REQUIRED TASK
Up to and including the line with "type Pt = [number, number];", please set down the entries below exactly, starting from the first line.

RECORDS FOR THE TASK

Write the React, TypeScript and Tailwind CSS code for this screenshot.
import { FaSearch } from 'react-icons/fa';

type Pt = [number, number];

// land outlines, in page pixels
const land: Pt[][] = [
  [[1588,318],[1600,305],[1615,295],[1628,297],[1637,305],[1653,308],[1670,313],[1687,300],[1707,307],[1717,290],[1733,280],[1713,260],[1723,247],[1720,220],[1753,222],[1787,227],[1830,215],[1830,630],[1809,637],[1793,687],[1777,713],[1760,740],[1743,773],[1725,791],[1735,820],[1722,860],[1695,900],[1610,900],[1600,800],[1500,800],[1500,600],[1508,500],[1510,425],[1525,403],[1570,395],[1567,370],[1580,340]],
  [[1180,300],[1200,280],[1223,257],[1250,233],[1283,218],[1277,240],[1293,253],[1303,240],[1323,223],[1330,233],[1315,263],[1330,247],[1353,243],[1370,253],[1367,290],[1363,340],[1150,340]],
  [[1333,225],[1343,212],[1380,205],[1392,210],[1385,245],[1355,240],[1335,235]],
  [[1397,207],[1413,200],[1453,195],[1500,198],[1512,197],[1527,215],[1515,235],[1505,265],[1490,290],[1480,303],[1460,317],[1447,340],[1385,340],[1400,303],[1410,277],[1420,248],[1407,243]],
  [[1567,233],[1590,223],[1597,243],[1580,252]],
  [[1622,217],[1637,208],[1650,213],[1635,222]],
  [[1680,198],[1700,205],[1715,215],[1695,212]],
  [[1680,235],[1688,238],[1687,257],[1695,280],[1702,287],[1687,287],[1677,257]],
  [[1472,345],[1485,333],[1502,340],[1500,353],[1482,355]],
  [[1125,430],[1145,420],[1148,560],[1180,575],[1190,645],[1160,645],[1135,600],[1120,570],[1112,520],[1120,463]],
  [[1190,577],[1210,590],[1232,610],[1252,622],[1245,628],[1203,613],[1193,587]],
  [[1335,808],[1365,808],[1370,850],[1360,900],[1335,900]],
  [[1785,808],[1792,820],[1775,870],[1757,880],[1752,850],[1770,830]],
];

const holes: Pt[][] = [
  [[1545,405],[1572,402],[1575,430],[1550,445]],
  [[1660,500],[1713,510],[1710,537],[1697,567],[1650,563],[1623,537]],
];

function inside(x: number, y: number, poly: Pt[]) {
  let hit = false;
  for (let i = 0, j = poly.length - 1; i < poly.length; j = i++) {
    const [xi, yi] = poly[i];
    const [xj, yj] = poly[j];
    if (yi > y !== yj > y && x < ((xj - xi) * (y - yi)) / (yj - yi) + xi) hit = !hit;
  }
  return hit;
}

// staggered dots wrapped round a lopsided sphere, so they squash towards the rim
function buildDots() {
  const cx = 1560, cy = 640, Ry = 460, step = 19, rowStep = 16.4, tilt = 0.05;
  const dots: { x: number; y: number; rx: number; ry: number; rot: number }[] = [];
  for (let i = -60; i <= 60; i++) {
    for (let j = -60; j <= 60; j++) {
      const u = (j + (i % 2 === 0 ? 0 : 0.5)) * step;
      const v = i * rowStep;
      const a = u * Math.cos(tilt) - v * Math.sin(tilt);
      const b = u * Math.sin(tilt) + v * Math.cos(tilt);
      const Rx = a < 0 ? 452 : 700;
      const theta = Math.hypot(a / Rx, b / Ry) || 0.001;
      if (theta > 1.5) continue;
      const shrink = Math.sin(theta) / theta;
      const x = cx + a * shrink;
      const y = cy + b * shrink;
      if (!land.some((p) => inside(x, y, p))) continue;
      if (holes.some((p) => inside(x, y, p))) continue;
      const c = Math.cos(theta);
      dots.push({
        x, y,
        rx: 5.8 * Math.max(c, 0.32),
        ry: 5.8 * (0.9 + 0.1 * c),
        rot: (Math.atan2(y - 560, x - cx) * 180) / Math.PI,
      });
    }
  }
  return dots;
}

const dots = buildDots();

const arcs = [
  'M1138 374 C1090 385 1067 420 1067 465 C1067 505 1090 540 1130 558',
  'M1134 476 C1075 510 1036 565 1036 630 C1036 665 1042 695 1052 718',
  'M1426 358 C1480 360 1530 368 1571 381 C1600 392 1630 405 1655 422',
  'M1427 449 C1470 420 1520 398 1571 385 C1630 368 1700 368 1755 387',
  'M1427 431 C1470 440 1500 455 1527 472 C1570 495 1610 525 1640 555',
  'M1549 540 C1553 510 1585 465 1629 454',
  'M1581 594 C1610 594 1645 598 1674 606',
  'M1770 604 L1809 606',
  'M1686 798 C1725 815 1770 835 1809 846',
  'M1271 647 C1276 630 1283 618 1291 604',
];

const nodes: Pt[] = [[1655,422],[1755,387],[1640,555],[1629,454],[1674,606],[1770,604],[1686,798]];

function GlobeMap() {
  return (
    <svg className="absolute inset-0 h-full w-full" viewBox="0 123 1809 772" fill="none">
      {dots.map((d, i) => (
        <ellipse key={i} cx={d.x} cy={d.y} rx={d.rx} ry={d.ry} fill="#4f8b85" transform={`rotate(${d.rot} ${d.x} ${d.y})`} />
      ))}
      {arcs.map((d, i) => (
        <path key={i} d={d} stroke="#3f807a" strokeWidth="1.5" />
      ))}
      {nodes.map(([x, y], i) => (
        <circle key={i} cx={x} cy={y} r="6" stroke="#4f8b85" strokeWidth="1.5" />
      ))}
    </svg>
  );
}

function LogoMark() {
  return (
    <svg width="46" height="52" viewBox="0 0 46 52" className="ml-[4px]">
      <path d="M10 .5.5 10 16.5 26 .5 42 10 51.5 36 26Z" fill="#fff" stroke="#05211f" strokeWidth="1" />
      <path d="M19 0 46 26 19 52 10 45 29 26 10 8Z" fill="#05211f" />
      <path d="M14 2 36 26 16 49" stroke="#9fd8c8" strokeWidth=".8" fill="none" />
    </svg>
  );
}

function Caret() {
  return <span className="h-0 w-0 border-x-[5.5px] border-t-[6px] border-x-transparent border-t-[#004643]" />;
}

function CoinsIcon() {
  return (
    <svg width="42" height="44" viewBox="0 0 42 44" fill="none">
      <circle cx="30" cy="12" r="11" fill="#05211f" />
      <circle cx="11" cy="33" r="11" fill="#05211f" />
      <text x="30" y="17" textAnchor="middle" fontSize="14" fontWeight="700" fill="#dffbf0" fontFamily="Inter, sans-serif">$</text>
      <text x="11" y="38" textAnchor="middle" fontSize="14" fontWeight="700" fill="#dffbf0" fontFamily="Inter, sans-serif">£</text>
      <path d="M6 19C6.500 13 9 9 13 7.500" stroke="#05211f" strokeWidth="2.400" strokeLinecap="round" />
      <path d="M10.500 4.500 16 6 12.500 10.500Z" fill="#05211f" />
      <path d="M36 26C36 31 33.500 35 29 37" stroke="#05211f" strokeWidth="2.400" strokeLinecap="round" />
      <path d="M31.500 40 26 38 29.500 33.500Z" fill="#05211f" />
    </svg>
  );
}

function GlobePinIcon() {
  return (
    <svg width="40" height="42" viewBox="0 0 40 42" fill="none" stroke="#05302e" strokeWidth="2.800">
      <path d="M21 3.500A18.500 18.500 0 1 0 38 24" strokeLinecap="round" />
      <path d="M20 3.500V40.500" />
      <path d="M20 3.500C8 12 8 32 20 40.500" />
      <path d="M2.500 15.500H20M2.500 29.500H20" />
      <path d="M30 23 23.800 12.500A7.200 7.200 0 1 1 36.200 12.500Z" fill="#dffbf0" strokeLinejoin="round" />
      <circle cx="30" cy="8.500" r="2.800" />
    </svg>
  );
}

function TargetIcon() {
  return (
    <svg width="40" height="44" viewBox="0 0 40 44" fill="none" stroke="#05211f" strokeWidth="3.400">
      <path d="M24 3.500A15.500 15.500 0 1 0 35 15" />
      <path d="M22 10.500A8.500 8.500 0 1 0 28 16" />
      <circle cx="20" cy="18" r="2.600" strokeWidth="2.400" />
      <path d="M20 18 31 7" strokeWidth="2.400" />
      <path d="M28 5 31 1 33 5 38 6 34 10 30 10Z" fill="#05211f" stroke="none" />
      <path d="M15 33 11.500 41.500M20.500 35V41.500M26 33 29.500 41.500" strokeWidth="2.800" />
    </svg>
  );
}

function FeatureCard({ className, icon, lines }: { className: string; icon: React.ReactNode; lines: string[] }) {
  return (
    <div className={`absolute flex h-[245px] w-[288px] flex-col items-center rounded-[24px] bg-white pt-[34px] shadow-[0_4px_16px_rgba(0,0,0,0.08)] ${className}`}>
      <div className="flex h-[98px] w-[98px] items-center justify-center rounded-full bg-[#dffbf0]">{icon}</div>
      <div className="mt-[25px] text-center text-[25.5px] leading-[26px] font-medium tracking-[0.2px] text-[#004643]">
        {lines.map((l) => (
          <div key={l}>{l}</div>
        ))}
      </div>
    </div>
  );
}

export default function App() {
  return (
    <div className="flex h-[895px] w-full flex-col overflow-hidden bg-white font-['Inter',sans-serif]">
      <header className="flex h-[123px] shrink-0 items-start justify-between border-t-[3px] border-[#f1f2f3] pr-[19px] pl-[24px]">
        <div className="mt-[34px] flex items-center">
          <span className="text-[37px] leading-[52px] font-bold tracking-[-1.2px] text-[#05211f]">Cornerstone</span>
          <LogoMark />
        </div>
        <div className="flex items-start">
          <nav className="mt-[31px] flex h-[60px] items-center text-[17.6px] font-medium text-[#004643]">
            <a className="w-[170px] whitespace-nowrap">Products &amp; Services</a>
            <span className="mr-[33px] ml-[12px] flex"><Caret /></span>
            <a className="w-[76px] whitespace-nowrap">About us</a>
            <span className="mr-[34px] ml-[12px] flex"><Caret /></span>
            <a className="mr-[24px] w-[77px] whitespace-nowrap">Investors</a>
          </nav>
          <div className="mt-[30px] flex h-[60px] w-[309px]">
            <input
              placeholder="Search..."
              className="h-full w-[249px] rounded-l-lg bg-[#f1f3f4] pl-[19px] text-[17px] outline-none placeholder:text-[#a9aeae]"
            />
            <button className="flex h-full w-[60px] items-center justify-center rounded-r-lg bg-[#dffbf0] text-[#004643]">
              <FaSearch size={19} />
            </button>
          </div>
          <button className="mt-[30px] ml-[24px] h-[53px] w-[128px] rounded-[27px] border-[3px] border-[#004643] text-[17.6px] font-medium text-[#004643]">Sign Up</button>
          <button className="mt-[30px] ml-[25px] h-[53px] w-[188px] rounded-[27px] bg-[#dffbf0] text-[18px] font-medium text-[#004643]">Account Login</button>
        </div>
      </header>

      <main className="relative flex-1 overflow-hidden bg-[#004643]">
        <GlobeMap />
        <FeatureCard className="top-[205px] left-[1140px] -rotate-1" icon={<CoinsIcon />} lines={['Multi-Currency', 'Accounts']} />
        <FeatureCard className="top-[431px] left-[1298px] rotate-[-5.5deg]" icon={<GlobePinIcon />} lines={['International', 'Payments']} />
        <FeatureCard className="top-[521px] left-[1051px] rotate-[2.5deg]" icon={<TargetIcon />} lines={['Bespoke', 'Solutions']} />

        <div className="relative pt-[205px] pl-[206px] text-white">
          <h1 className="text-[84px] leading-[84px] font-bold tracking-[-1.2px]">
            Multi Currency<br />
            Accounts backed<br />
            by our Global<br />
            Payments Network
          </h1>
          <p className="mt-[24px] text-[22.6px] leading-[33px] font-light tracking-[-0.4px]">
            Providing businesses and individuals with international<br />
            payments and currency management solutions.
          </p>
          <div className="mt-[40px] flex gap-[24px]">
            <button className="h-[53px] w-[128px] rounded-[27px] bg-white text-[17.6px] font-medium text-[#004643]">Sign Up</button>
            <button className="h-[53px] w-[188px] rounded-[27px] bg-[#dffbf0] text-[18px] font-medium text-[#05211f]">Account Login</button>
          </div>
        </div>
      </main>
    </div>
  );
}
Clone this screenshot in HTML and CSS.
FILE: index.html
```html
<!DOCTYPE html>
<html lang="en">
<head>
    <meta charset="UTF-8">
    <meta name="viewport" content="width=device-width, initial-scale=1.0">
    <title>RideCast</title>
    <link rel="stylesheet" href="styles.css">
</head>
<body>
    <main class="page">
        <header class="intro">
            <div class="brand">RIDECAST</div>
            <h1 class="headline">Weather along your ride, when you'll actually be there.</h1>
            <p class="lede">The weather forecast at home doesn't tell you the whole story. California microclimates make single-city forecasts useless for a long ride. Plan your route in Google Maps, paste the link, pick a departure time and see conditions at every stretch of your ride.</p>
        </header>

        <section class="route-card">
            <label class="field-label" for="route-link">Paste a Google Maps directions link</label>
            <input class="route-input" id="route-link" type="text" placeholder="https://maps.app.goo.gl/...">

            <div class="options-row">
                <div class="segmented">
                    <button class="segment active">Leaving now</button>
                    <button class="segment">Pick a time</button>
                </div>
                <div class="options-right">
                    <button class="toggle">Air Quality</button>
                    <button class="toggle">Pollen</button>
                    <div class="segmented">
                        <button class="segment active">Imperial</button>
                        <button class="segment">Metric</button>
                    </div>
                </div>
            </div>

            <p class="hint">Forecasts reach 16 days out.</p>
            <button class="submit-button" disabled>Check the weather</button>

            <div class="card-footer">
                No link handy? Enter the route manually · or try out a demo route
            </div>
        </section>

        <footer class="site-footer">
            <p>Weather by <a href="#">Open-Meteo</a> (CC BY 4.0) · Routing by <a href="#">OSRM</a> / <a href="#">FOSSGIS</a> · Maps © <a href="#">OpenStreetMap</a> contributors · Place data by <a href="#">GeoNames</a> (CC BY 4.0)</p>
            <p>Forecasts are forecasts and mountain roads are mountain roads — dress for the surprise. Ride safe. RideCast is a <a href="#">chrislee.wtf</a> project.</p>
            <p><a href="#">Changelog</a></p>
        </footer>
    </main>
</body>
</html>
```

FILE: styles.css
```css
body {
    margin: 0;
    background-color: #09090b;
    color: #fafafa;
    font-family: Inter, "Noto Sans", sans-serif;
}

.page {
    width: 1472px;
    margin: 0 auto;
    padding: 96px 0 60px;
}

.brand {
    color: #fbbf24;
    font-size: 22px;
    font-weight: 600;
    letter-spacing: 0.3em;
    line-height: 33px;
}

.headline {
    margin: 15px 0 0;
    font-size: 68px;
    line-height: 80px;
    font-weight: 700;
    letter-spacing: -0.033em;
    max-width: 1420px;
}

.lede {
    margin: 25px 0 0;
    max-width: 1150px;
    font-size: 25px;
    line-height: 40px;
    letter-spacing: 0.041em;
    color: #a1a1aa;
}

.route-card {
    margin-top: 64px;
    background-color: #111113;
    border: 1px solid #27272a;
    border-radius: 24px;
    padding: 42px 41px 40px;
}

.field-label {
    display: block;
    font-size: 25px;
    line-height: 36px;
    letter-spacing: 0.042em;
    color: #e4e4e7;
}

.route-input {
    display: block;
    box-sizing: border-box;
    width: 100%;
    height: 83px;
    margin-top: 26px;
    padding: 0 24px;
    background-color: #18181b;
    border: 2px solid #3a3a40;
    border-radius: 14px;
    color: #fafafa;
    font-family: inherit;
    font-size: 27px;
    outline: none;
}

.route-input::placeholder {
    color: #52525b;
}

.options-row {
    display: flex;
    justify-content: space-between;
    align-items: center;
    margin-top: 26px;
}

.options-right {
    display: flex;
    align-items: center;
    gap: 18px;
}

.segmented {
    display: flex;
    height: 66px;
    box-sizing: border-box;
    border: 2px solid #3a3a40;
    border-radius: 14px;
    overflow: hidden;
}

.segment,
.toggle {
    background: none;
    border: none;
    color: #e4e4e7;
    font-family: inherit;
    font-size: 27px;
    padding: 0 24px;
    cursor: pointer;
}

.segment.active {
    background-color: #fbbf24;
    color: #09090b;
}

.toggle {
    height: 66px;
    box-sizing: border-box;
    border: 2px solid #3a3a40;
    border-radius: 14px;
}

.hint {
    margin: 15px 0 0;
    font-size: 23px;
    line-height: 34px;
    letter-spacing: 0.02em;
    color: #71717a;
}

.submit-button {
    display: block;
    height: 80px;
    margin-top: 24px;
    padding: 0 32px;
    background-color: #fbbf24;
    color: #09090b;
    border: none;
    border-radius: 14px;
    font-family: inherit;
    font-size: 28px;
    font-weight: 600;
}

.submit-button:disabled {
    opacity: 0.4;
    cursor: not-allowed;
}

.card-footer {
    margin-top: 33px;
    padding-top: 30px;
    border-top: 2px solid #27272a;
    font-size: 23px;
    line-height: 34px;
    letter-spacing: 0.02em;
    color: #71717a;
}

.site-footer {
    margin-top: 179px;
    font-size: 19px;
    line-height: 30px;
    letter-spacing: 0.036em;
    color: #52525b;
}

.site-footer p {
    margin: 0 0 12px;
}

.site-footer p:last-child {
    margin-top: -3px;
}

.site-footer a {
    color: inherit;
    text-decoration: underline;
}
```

IN RESPONSE
Write the React, TypeScript and Tailwind CSS code for this screenshot.
import { FaSearch } from 'react-icons/fa';

type Pt = [number, number];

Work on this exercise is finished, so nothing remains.